Pay to Say
They say talk is cheap, but it’s not: it’s free. Been amusing myself with this idea—what if you had to pay for every word you said or typed? And you had to budget for it and pre-pay, like, “They cut my hours at work this week; looks like I’ll be the quiet one at the party this weekend.” Or “Christmas bonus! Now I can finally afford to have “The Talk” with Junior.” If you went off on an unplanned rant, you’d get billed for it the next day, plus an overage fee. It’s fun to think about: if we had to drop coin for "free speech," what would each of us still pay to say?
What if there was a Free Word Day each month, the third Thursday (it’d be called “Thirdsday”), where words were free all day? Companies would plan their big strategy meetings for that day. “We’ll discuss that new idea you have on Thirdsday, Jones.” But then employees would mysteriously get sick on that day and call in, because they could seriously use Thirdsday to discuss the children’s school troubles with the spouse.
You could avoid talking with your chatty neighbor by using the now-universal shrug that says, “Sorry, out of words, try back later.”
Would people learn sign language to get around paying for the spoken word? Become experts at body signals and eyebrow raises? Faces would hit a level of dexterity that would scare animals and children. Couples would start to argue, and their Word Meter would beep: “red zone—low word count.” They’d switch to signing: “We’ll finish this on Thirdsday.” Then glower at each other in the kitchen and use food and portion sizes in such a way that the other knows exactly what they meant by that.
“Son, quit harassing the new kid at school, it’s costing me a fortune!”
Jobs that centered around communication would offer a word allowance as part of the job offer package. “To sweeten the deal, we’ll remind you that we offer 200,000 words a week—twice as many as our competitor! Any unused verbiage does roll over each month, which the other guys won’t offer. So whaddya say, Jones? Do we have a deal?” But if you got caught making personal calls on the company word dime, you had to pay it back. “Roberts! Are you calling home on your per diem?”
She shook her head and yanked her checkbook from her purse. “I was going to get a pedicure,” she said, scribbling furiously. “But this has to be said.”
“Put your money where your mouth is” would move from being an aphorism into an actual business transaction.
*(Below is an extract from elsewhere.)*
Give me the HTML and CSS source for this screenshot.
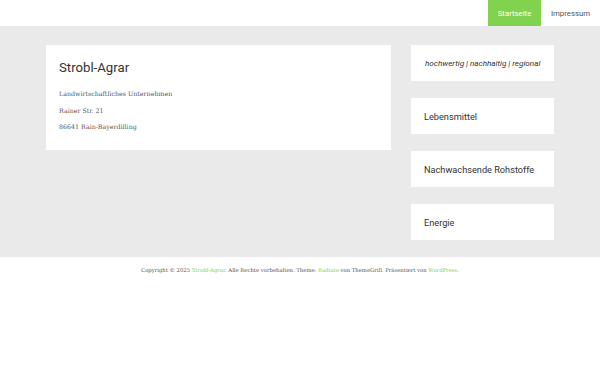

Would it create greater disparity between the haves and have-nots, since only the fat cats could afford to slick talk their way to the top? Or would the number of fat cats diminish because it was cost-prohibitive to invest in the amount of smooth talk it would take to charm your way to the top and stay large and in charge? Maybe the value system would change altogether, as people would begin to distrust the stratosphere of empty talk that could only be bought with obscene amounts of money to burn. Society would begin to value substance over empty words, work done by hand, services offered with a silent smile. If someone spoke, you knew it was important to them, because they were paying for it.
“Have I told you lately that I love you?”
“No dear, but I know it’s been a tight month.”
“One of these days, Lois. I’ll work hard and we’ll save up, and one day you’ll be able to say all the things you want! No one will be able to shut my girl up then!”
“Oh sweetheart—I love it when you talk wordy to me.”